I've been told that my puzzle has 13 unique entries. Whenever I see or think of an expression I like that might not have appeared in a published puzzle I add it to my word list, scored such that it floats to the top in Crossword Compiler when I'm constructing.

Jeff Chen notes: [Out of gear?] is one of my favorite clues in quite a while, repurposing a familiar phrase to a completely different use. NAKED = out ... more
Jeff Chen notes: [Out of gear?] is one of my favorite clues in quite a while, repurposing a familiar phrase to a completely different use. NAKED = out of "gear" indeed!

Michael uses a standard-ish layout today, focusing on four triple-stacks in the four corners. I appreciate how wide-open it is, each region flowing smoothly into the next, with few choke points. It's also admirable that he connected the regions with some long words. Check out the NE region for example. Using YTTRIA, GO FIRST, BE NICE TO / CRAYONED, KEPT FIT to join those regions is pretty neat. I'm not entirely convinced that CRAYONED is in regular usage, but in any case, that quintet of long answers is an elegant way to connect up two subsections.

Those triple-stacks of 11-letter entries are so hard. There are usually going to be a few hiccups due to all the constraints, and it's best if those glue bits can be spread out across different categories. I love the triple of STADIUM ROCK / IM OUTTA HERE / TAKES THE RAP — all just beautiful entries — but I'm less a fan of a triplet of esoteric names in the same region. AOKI and MAHRE are perhaps famous-enough people, but I wouldn't expect the general public to have as much familiarity with them as WOODS and MAIER, say. And as much as I loved Michael CERA in Arrested Development and Juno, having him round out the triplet of AOKI / MAHRE / CERA is perhaps less than ideal.

Clean work on the opposite corner, with just RWE sticking out.
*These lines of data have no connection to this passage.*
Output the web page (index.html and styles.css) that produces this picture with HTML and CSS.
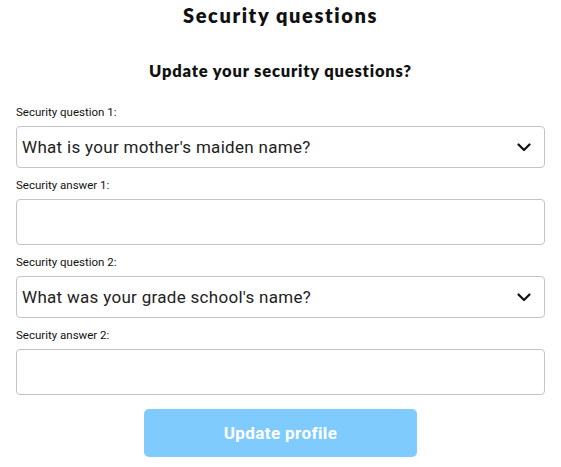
FILE: index.html
```html
<!DOCTYPE html>
<html>
<head>
<meta charset="utf-8">
<link rel="stylesheet" href="styles.css">
</head>
<body>
<div class="page">
  <h1 class="title">Security questions</h1>
  <h2 class="subtitle">Update your security questions?</h2>
  <form class="form">
    <div class="field">
      <label class="label">Security question 1:</label>
      <div class="select">
        <span class="select-text">What is your mother's maiden name?</span>
        <svg class="chevron" width="14" height="9" viewBox="0 0 14 9"><path d="M1.5 1.5 L7 7 L12.5 1.5" fill="none" stroke="#111" stroke-width="2.2" stroke-linecap="round" stroke-linejoin="round"/></svg>
      </div>
    </div>
    <div class="field">
      <label class="label">Security answer 1:</label>
      <div class="input"></div>
    </div>
    <div class="field">
      <label class="label">Security question 2:</label>
      <div class="select">
        <span class="select-text">What was your grade school's name?</span>
        <svg class="chevron" width="14" height="9" viewBox="0 0 14 9"><path d="M1.5 1.5 L7 7 L12.5 1.5" fill="none" stroke="#111" stroke-width="2.2" stroke-linecap="round" stroke-linejoin="round"/></svg>
      </div>
    </div>
    <div class="field">
      <label class="label">Security answer 2:</label>
      <div class="input"></div>
    </div>
    <div class="actions">
      <button type="button" class="button">Update profile</button>
    </div>
  </form>
</div>
</body>
</html>
```
FILE: styles.css
```css
* { box-sizing: border-box; }
html, body { margin: 0; padding: 0; background: #fff; }
body { font-family: Roboto, "Liberation Sans", sans-serif; color: #111; }
.page { padding: 0 16px 0 16px; width: 561px; }
.title {
  margin: 0;
  padding-top: 3px;
  height: 28px;
  font-family: Lato, "DejaVu Sans", sans-serif;
  font-weight: 800;
  font-size: 20px;
  line-height: 24px;
  letter-spacing: 1.6px;
  text-align: center;
  color: #111;
}
.subtitle {
  margin: 0;
  padding-top: 32px;
  height: 77px;
  font-family: Lato, "DejaVu Sans", sans-serif;
  font-weight: 800;
  font-size: 16.5px;
  line-height: 22px;
  letter-spacing: 0.8px;
  text-align: center;
  color: #111;
}
.form { display: flex; flex-direction: column; }
.field { display: flex; flex-direction: column; }
.label {
  display: block;
  font-size: 11.5px;
  line-height: 14px;
  margin-top: 10px;
  margin-bottom: 7px;
  color: #111;
}
.field:first-child .label { margin-top: 0; }
.select {
  height: 42px;
  border: 1px solid #c4c4c4;
  border-radius: 4px;
  display: flex;
  align-items: center;
  justify-content: space-between;
  padding: 0 13px 0 5px;
}
.select-text { font-size: 17px; letter-spacing: 0.3px; color: #222; }
.chevron { display: block; }
.input {
  height: 46px;
  border: 1px solid #c4c4c4;
  border-radius: 4px;
}
.actions { display: flex; justify-content: center; margin-top: 14px; }
.button {
  width: 273px;
  height: 48px;
  border: none;
  border-radius: 5px;
  background: #80cbfe;
  color: #fff;
  font-family: Roboto, "Liberation Sans", sans-serif;
  font-weight: 700;
  font-size: 17px;
  letter-spacing: 0.4px;
}
```
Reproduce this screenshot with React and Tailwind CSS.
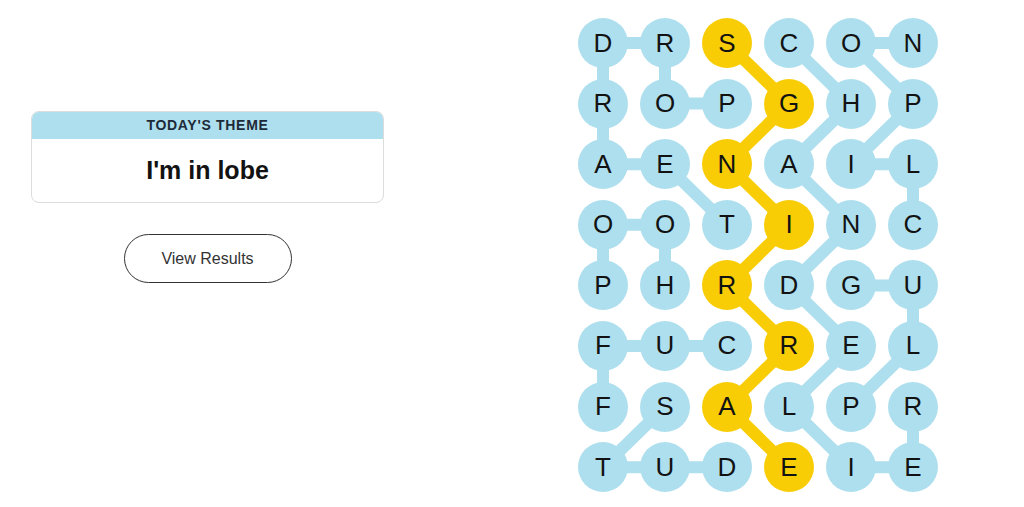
const LETTERS = [
  "DRSCON",
  "ROPGHP",
  "AENAIL",
  "OOTINC",
  "PHRDGU",
  "FUCREL",
  "FSALPR",
  "TUDEIE",
];

// found words as [row, col] paths
const WORDS = [
  [[3, 2], [2, 1], [2, 0], [1, 0], [0, 0], [0, 1], [1, 1], [1, 2]],
  [[0, 3], [1, 4], [2, 3], [3, 4], [4, 3], [5, 4], [6, 3], [7, 4], [7, 5], [6, 5]],
  [[3, 5], [2, 5], [2, 4], [1, 5], [0, 4], [0, 5]],
  [[6, 4], [5, 5], [4, 5], [4, 4]],
  [[4, 1], [3, 1], [3, 0], [4, 0]],
  [[5, 2], [5, 1], [5, 0], [6, 0]],
  [[6, 1], [7, 0], [7, 1], [7, 2]],
];
const SPANGRAM = [[0, 2], [1, 3], [2, 2], [3, 3], [4, 2], [5, 3], [6, 2], [7, 3]];

const CELL = 50;
const STEP_X = 62;
const STEP_Y = 60.6;

const cx = (c) => CELL / 2 + c * STEP_X;
const cy = (r) => CELL / 2 + r * STEP_Y;
const pts = (path) => path.map(([r, c]) => `${cx(c)},${cy(r)}`).join(" ");

const isSpan = (r, c) => SPANGRAM.some(([a, b]) => a === r && b === c);

function Board() {
  return (
    <div className="relative">
      {/* connecteurs derrière les lettres */}
      <svg className="absolute inset-0" width="360" height="475">
        {WORDS.map((w, i) => (
          <polyline key={i} points={pts(w)} fill="none" stroke="#aedfee" strokeWidth="12" strokeLinejoin="round" strokeLinecap="round" />
        ))}
        <polyline points={pts(SPANGRAM)} fill="none" stroke="#f8cd05" strokeWidth="12" strokeLinejoin="round" strokeLinecap="round" />
      </svg>
      <div className="relative grid grid-cols-[repeat(6,50px)] auto-rows-[50px] gap-x-[12px] gap-y-[10.6px]">
        {LETTERS.map((row, r) =>
          row.split("").map((ch, c) => (
            <div
              key={`${r}-${c}`}
              className={`w-[50px] h-[50px] rounded-full flex items-center justify-center text-[26px] text-[#121212] ${
                isSpan(r, c) ? "bg-[#f8cd05]" : "bg-[#aedfee]"
              }`}
            >
              {ch}
            </div>
          ))
        )}
      </div>
    </div>
  );
}

export default function App() {
  return (
    <div className="w-[1024px] h-[507px] bg-white flex font-['Liberation_Sans',Arial,sans-serif] overflow-hidden">
      <div className="w-[384px] pl-[31px] pt-[111px] flex flex-col items-center">
        <div className="w-[353px] rounded-lg border border-[#dcdcdc] overflow-hidden">
          <div className="h-[27px] bg-[#aedfee] flex items-center justify-center text-[14px] font-bold tracking-[0.05em] text-[#1d2a38]">
            TODAY'S THEME
          </div>
          <div className="h-[63px] flex items-center justify-center text-[25px] font-bold text-[#121212]">
            I'm in lobe
          </div>
        </div>
        <button className="mt-[31px] w-[168px] h-[49px] rounded-full border-[1.5px] border-[#333] text-[16px] text-[#333] bg-white">
          View Results
        </button>
      </div>
      <div className="ml-[194px] mt-[18px]">
        <Board />
      </div>
    </div>
  );
}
Even DVD / VCRS turned from neutral to a plus in my book with the elegant crossing. The long answers aren't as nice as in the NW though, with INTERSPERSE being slightly above neutral to me, and DRIVE TO WORK feeling arbitrary. DRIVE TO WORK is a fine clue for COMMUTE, but as an answer it opens up DRIVE A CAR or WALK TO WORK or DRIVE TO THE PARK as equally arbitrary answers.

A lot of strong long fill today, HOW ON EARTH and ITS COOL being exemplary. Even short stuff like EUROPOP and KEPT FIT added to the overall effect. Some glue required to hold everything together (MTS/EHS DIR/ADM, nice try hiding in those corners!) but it made for a flowing Friday solve. Themelesses like this, with few choke points, often make for great Fridays, as they give the solver so many opportunities to break into each region.

JimH notes: Mr. Wiesenberg's first two NYT puzzles have an identical grid shape.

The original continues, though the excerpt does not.